- _Instruction_
Reproduce all the material exactly, minus any pictures it holds.
[Begin]
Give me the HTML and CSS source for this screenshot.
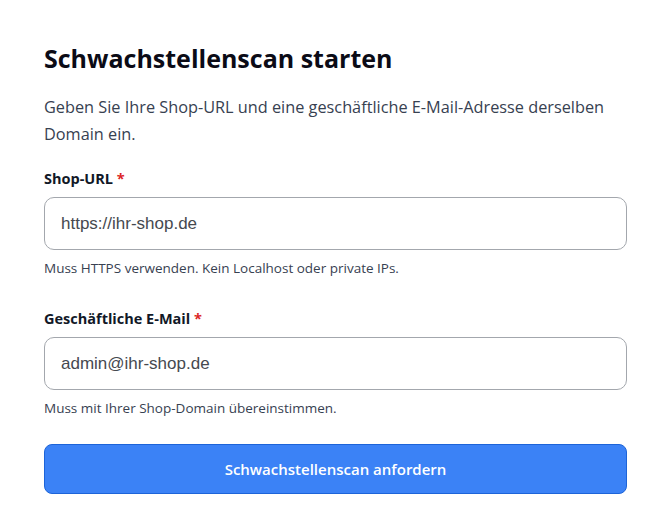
FILE: index.html
```html
<!DOCTYPE html>
<html lang="de">
<head>
<meta charset="utf-8">
<link rel="stylesheet" href="styles.css">
</head>
<body>
<main class="card">
  <h1 class="title">Schwachstellenscan starten</h1>
  <p class="intro">Geben Sie Ihre Shop-URL und eine geschäftliche E-Mail-Adresse derselben Domain ein.</p>
  <form class="form">
    <div class="field">
      <label class="label" for="url">Shop-URL <span class="req">*</span></label>
      <input class="input" id="url" type="text" placeholder="https://ihr-shop.de">
      <p class="hint">Muss HTTPS verwenden. Kein Localhost oder private IPs.</p>
    </div>
    <div class="field">
      <label class="label" for="mail">Geschäftliche E-Mail <span class="req">*</span></label>
      <input class="input" id="mail" type="text" placeholder="admin@ihr-shop.de">
      <p class="hint">Muss mit Ihrer Shop-Domain übereinstimmen.</p>
    </div>
    <button class="submit" type="button">Schwachstellenscan anfordern</button>
  </form>
</main>
</body>
</html>
```
FILE: styles.css
```css
html, body {
  margin: 0;
  padding: 0;
  background: #ffffff;
}
body {
  font-family: "Open Sans", "Noto Sans", sans-serif;
  color: #111827;
}
.card {
  padding: 40px 38px 0 44px;
}
.title {
  margin: 0;
  font-size: 25px;
  line-height: 36px;
  font-weight: 700;
  color: #0b0b16;
}
.intro {
  margin: 18px 0 0;
  font-size: 16.3px;
  line-height: 26.7px;
  color: #374151;
}
.form {
  display: flex;
  flex-direction: column;
  margin-top: 22px;
}
.field {
  display: flex;
  flex-direction: column;
}
.field + .field {
  margin-top: 32px;
}
.label {
  font-size: 14.5px;
  line-height: 20px;
  font-weight: 700;
  color: #111827;
  margin-bottom: 8px;
}
.req {
  color: #dc2626;
}
.input {
  box-sizing: border-box;
  height: 53px;
  padding: 0 16px;
  border: 1px solid #a3a7ad;
  border-radius: 10px;
  font-family: "Liberation Sans", Arial, sans-serif;
  font-size: 17px;
  color: #1f2937;
  outline: none;
}
.input::placeholder {
  color: #45494f;
  opacity: 1;
}
.hint {
  margin: 9px 0 0;
  font-size: 13.5px;
  line-height: 18px;
  color: #374151;
}
.submit {
  margin-top: 27px;
  height: 50px;
  border: 1px solid #1d64d8;
  border-radius: 8px;
  background: #3b82f6;
  color: #ffffff;
  font-family: "Open Sans", "Noto Sans", sans-serif;
  font-size: 15px;
  font-weight: 600;
  cursor: pointer;
}
```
[End]
- _Answer below_
Give me the HTML and CSS source for this screenshot.
FILE: index.html
```html
<!DOCTYPE html>
<html lang="de">
<head>
<meta charset="utf-8">
<link rel="stylesheet" href="styles.css">
</head>
<body>
<main class="card">
  <h1 class="title">Schwachstellenscan starten</h1>
  <p class="intro">Geben Sie Ihre Shop-URL und eine geschäftliche E-Mail-Adresse derselben Domain ein.</p>
  <form class="form">
    <div class="field">
      <label class="label" for="url">Shop-URL <span class="req">*</span></label>
      <input class="input" id="url" type="text" placeholder="https://ihr-shop.de">
      <p class="hint">Muss HTTPS verwenden. Kein Localhost oder private IPs.</p>
    </div>
    <div class="field">
      <label class="label" for="mail">Geschäftliche E-Mail <span class="req">*</span></label>
      <input class="input" id="mail" type="text" placeholder="admin@ihr-shop.de">
      <p class="hint">Muss mit Ihrer Shop-Domain übereinstimmen.</p>
    </div>
    <button class="submit" type="button">Schwachstellenscan anfordern</button>
  </form>
</main>
</body>
</html>
```
FILE: styles.css
```css
html, body {
  margin: 0;
  padding: 0;
  background: #ffffff;
}
body {
  font-family: "Open Sans", "Noto Sans", sans-serif;
  color: #111827;
}
.card {
  padding: 40px 38px 0 44px;
}
.title {
  margin: 0;
  font-size: 25px;
  line-height: 36px;
  font-weight: 700;
  color: #0b0b16;
}
.intro {
  margin: 18px 0 0;
  font-size: 16.3px;
  line-height: 26.7px;
  color: #374151;
}
.form {
  display: flex;
  flex-direction: column;
  margin-top: 22px;
}
.field {
  display: flex;
  flex-direction: column;
}
.field + .field {
  margin-top: 32px;
}
.label {
  font-size: 14.5px;
  line-height: 20px;
  font-weight: 700;
  color: #111827;
  margin-bottom: 8px;
}
.req {
  color: #dc2626;
}
.input {
  box-sizing: border-box;
  height: 53px;
  padding: 0 16px;
  border: 1px solid #a3a7ad;
  border-radius: 10px;
  font-family: "Liberation Sans", Arial, sans-serif;
  font-size: 17px;
  color: #1f2937;
  outline: none;
}
.input::placeholder {
  color: #45494f;
  opacity: 1;
}
.hint {
  margin: 9px 0 0;
  font-size: 13.5px;
  line-height: 18px;
  color: #374151;
}
.submit {
  margin-top: 27px;
  height: 50px;
  border: 1px solid #1d64d8;
  border-radius: 8px;
  background: #3b82f6;
  color: #ffffff;
  font-family: "Open Sans", "Noto Sans", sans-serif;
  font-size: 15px;
  font-weight: 600;
  cursor: pointer;
}
```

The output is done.